I've just dropped my cat in an ice cream maker.
Who wants a McFluffy?

Submitted by: giorgiss

If monkeys are related to humans...
How come you never see them at weddings?

Submitted by: giorgiss

Why do you never see elephants hiding in trees? Because they're very good at it!

Submitted by: giorgiss

When I was little, I thought that being a vet would be the greatest job in the world.
But then I got older and found out that it's actually a lot more work than just putting down cats all day.

Submitted by: giorgiss

I took my 6 year old son to the zoo last week. We were walking around the various cages and enclosures when all of a sudden he yells, Look Dad! It's a frickin' Elephant!
I was shocked and slightly angry, as everybody was looking at us.
What did you call it?

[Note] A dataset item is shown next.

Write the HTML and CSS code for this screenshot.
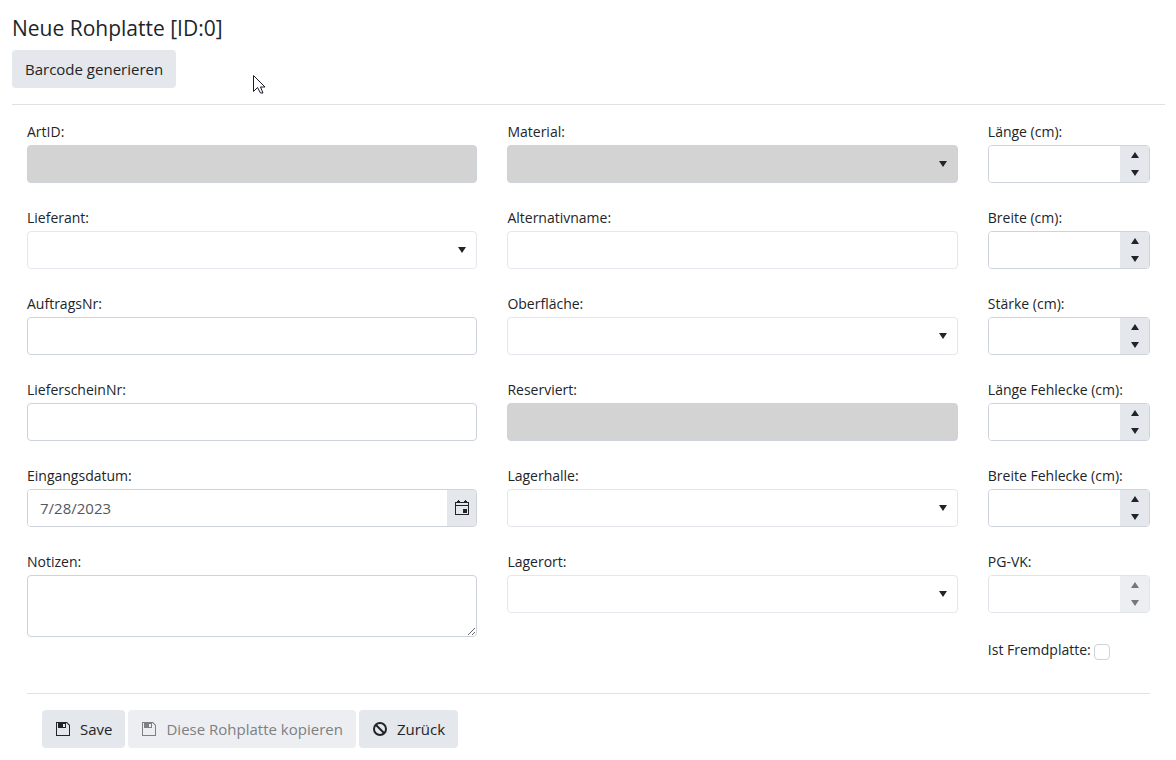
FILE: index.html
```html
<!DOCTYPE html>
<html lang="de">
<head>
<meta charset="utf-8">
<title>Neue Rohplatte</title>
<link rel="stylesheet" href="styles.css">
</head>
<body>
<svg class="symbols" aria-hidden="true">
  <symbol id="down" viewBox="0 0 8 6"><path d="M0 0h8L4 6z"/></symbol>
  <symbol id="up" viewBox="0 0 8 6"><path d="M0 6h8L4 0z"/></symbol>
  <symbol id="save" viewBox="0 0 16 16"><path fill-rule="evenodd" d="M1 1h11l3 3v11H1zM2 2v12h12V4.500L11.500 2H11v5H3V2zM8 3v3h2V3z"/></symbol>
  <symbol id="cancel" viewBox="0 0 16 16"><circle cx="8" cy="8" r="6" fill="none" stroke="currentColor" stroke-width="2"/><path d="M4 4l8 8" stroke="currentColor" stroke-width="2"/></symbol>
  <symbol id="calendar" viewBox="0 0 16 16"><path fill-rule="evenodd" d="M1 2h3V0h1v2h6V0h1v2h3v13H1zM2 3v2h12V3zM2 6v8h12V6zM9 9h4v4H9z"/><path d="M3 1h3v1H3zM10 1h3v1h-3z"/></symbol>
</svg>
<main class="page">
  <header class="page-header">
    <h1 class="title">Neue Rohplatte [ID:0]</h1>
    <button class="button" type="button">Barcode generieren</button>
  </header>
  <form class="form">
    <div class="columns">
      <div class="column">
        <div class="field"><label for="artid">ArtID:</label><input class="control filled" id="artid" type="text" disabled></div>
        <div class="field"><label for="lieferant">Lieferant:</label>
          <div class="picker"><select class="control light" id="lieferant"><option></option></select><svg class="arrow"><use href="#down"/></svg></div></div>
        <div class="field"><label for="auftrag">AuftragsNr:</label><input class="control" id="auftrag" type="text"></div>
        <div class="field"><label for="lieferschein">LieferscheinNr:</label><input class="control" id="lieferschein" type="text"></div>
        <div class="field"><label for="datum">Eingangsdatum:</label>
          <div class="group"><input class="group-input" id="datum" type="text" value="7/28/2023"><button class="calendar" type="button" aria-label="Kalender"><svg class="icon"><use href="#calendar"/></svg></button></div></div>
        <div class="field"><label for="notizen">Notizen:</label><textarea class="control notes" id="notizen"></textarea></div>
      </div>
      <div class="column">
        <div class="field"><label for="material">Material:</label>
          <div class="picker"><select class="control filled light" id="material" disabled><option></option></select><svg class="arrow"><use href="#down"/></svg></div></div>
        <div class="field"><label for="alternativ">Alternativname:</label><input class="control light" id="alternativ" type="text"></div>
        <div class="field"><label for="oberflaeche">Oberfläche:</label>
          <div class="picker"><select class="control light" id="oberflaeche"><option></option></select><svg class="arrow"><use href="#down"/></svg></div></div>
        <div class="field"><label for="reserviert">Reserviert:</label><input class="control filled" id="reserviert" type="text" disabled></div>
        <div class="field"><label for="halle">Lagerhalle:</label>
          <div class="picker"><select class="control light" id="halle"><option></option></select><svg class="arrow"><use href="#down"/></svg></div></div>
        <div class="field"><label for="ort">Lagerort:</label>
          <div class="picker"><select class="control light" id="ort"><option></option></select><svg class="arrow"><use href="#down"/></svg></div></div>
      </div>
      <div class="column">
        <div class="field"><label for="laenge">Länge (cm):</label>
          <div class="group"><input class="group-input" id="laenge" type="text" inputmode="decimal"><span class="spinner"><button type="button" aria-label="Erhöhen"><svg><use href="#up"/></svg></button><button type="button" aria-label="Verringern"><svg><use href="#down"/></svg></button></span></div></div>
        <div class="field"><label for="breite">Breite (cm):</label>
          <div class="group"><input class="group-input" id="breite" type="text" inputmode="decimal"><span class="spinner"><button type="button" aria-label="Erhöhen"><svg><use href="#up"/></svg></button><button type="button" aria-label="Verringern"><svg><use href="#down"/></svg></button></span></div></div>
        <div class="field"><label for="staerke">Stärke (cm):</label>
          <div class="group"><input class="group-input" id="staerke" type="text" inputmode="decimal"><span class="spinner"><button type="button" aria-label="Erhöhen"><svg><use href="#up"/></svg></button><button type="button" aria-label="Verringern"><svg><use href="#down"/></svg></button></span></div></div>
        <div class="field"><label for="laenge-ecke">Länge Fehlecke (cm):</label>
          <div class="group"><input class="group-input" id="laenge-ecke" type="text" inputmode="decimal"><span class="spinner"><button type="button" aria-label="Erhöhen"><svg><use href="#up"/></svg></button><button type="button" aria-label="Verringern"><svg><use href="#down"/></svg></button></span></div></div>
        <div class="field"><label for="breite-ecke">Breite Fehlecke (cm):</label>
          <div class="group"><input class="group-input" id="breite-ecke" type="text" inputmode="decimal"><span class="spinner"><button type="button" aria-label="Erhöhen"><svg><use href="#up"/></svg></button><button type="button" aria-label="Verringern"><svg><use href="#down"/></svg></button></span></div></div>
        <div class="field"><label for="pgvk">PG-VK:</label>
          <div class="group inactive"><input class="group-input" id="pgvk" type="text" disabled><span class="spinner"><button type="button" aria-label="Erhöhen" disabled><svg><use href="#up"/></svg></button><button type="button" aria-label="Verringern" disabled><svg><use href="#down"/></svg></button></span></div></div>
        <div class="check-field"><label for="fremd">Ist Fremdplatte:</label><input class="check" id="fremd" type="checkbox"></div>
      </div>
    </div>
    <footer class="actions">
      <button class="button" type="submit"><svg class="icon"><use href="#save"/></svg>Save</button>
      <button class="button" type="button" disabled><svg class="icon"><use href="#save"/></svg>Diese Rohplatte kopieren</button>
      <button class="button" type="button"><svg class="icon"><use href="#cancel"/></svg>Zurück</button>
    </footer>
  </form>
</main>
<svg class="pointer" viewBox="0 0 13 20" aria-hidden="true"><path d="M.5.5v16l4-4 3 5.500h2.500L7.500 12h4.500z" fill="#fff" stroke="#1b1b2b"/></svg>
</body>
</html>
```
FILE: styles.css
```css
* { box-sizing: border-box; }
body {
  margin: 0;
  background: #fff;
  color: #212529;
  font: 14px/18px "Open Sans", "Noto Sans", sans-serif;
}
button, input, select, textarea { font: inherit; color: inherit; margin: 0; }
svg { fill: currentColor; }
.symbols { display: none; }
.page { padding: 14px 11px 12px 12px; }
.page-header { padding-bottom: 16px; border-bottom: 1px solid #e0e1e2; }
.title { margin: 0 0 8px; font-size: 21px; line-height: 28px; font-weight: 400; }
.button {
  display: inline-flex;
  align-items: center;
  gap: 9px;
  height: 38px;
  padding: 0 13px;
  border: 0;
  border-radius: 4px;
  background: #e4e7eb;
  font-size: 15px;
  white-space: nowrap;
}
.button:disabled { background: #edeef2; color: #7d7f83; }
.icon { width: 16px; height: 16px; flex: none; }
.columns {
  display: grid;
  grid-template-columns: minmax(0, 5fr) minmax(0, 5fr) minmax(0, 2fr);
  padding: 18px 0 32px;
}
.column { display: flex; flex-direction: column; gap: 26px; padding: 0 15px; }
.field { display: flex; flex-direction: column; gap: 4px; }
.field label, .check-field label { white-space: nowrap; }
.control {
  display: block;
  width: 100%;
  height: 38px;
  padding: 0 12px;
  border: 1px solid #ced2da;
  border-radius: 4px;
  background: #fff;
  appearance: none;
}
.light { border-color: #e4e7eb; }
.filled { background: #d3d3d3; border-color: #ced2da; opacity: 1; }
.notes { height: 62px; padding: 8px 12px; resize: vertical; }
.picker { position: relative; }
.arrow { position: absolute; right: 11px; top: 16px; width: 8px; height: 6px; pointer-events: none; }
.group {
  display: flex;
  height: 38px;
  border: 1px solid #ced2da;
  border-radius: 4px;
  overflow: hidden;
}
.group-input {
  flex: 1;
  min-width: 0;
  padding: 0 12px;
  border: 0;
  background: #fff;
  color: #55585c;
  font-size: 15px;
}
.calendar, .spinner { width: 29px; flex: none; border: 0; background: #e4e7eb; }
.calendar { display: grid; place-items: center; padding: 0; }
.spinner { display: flex; flex-direction: column; }
.spinner button {
  display: grid;
  place-items: center;
  flex: 1;
  padding: 0;
  border: 0;
  background: transparent;
}
.spinner svg { width: 8px; height: 6px; }
.inactive { border-color: #e0e3e7; }
.inactive .spinner { background: #edeef2; color: #75777c; }
.check-field { display: flex; align-items: flex-end; gap: 3px; height: 22px; padding-bottom: 1px; }
.check-field label { padding-bottom: 1px; }
.check {
  width: 16px;
  height: 16px;
  border: 1px solid #ced2da;
  border-radius: 4px;
  background: #fff;
  appearance: none;
}
.actions {
  display: flex;
  gap: 3px;
  margin: 0 15px;
  padding: 16px 15px 0;
  border-top: 1px solid #e0e1e2;
}
.pointer { position: absolute; left: 253px; top: 75px; width: 13px; height: 20px; }
```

I asked.
It's a frickin' Elephant, it says so on the picture! he said,
... and so it did,
A F R I C A N Elephant.

Submitted by: giorgiss

Two lions walking down a supermarket aisle.
One turns to the other and says, "Quiet in here today, isn't it?"

Submitted by: giorgiss

What's Black and White and eats like a horse?
A zebra.

Submitted by: giorgiss

For anybody who's scared of this wind, just imagine how those poor little spiders must be feeling.
And for anybody scared of spiders, they can now fly.

Submitted by: giorgiss

They say that when you cut a worm in two one end will wriggle.
Not if you cut it length ways.

Submitted by: giorgiss

My dog just loves chasing cars, he howls and barks and jumps around with joy.
It's funny though, he just walks off when he hears anything else by Snow Patrol.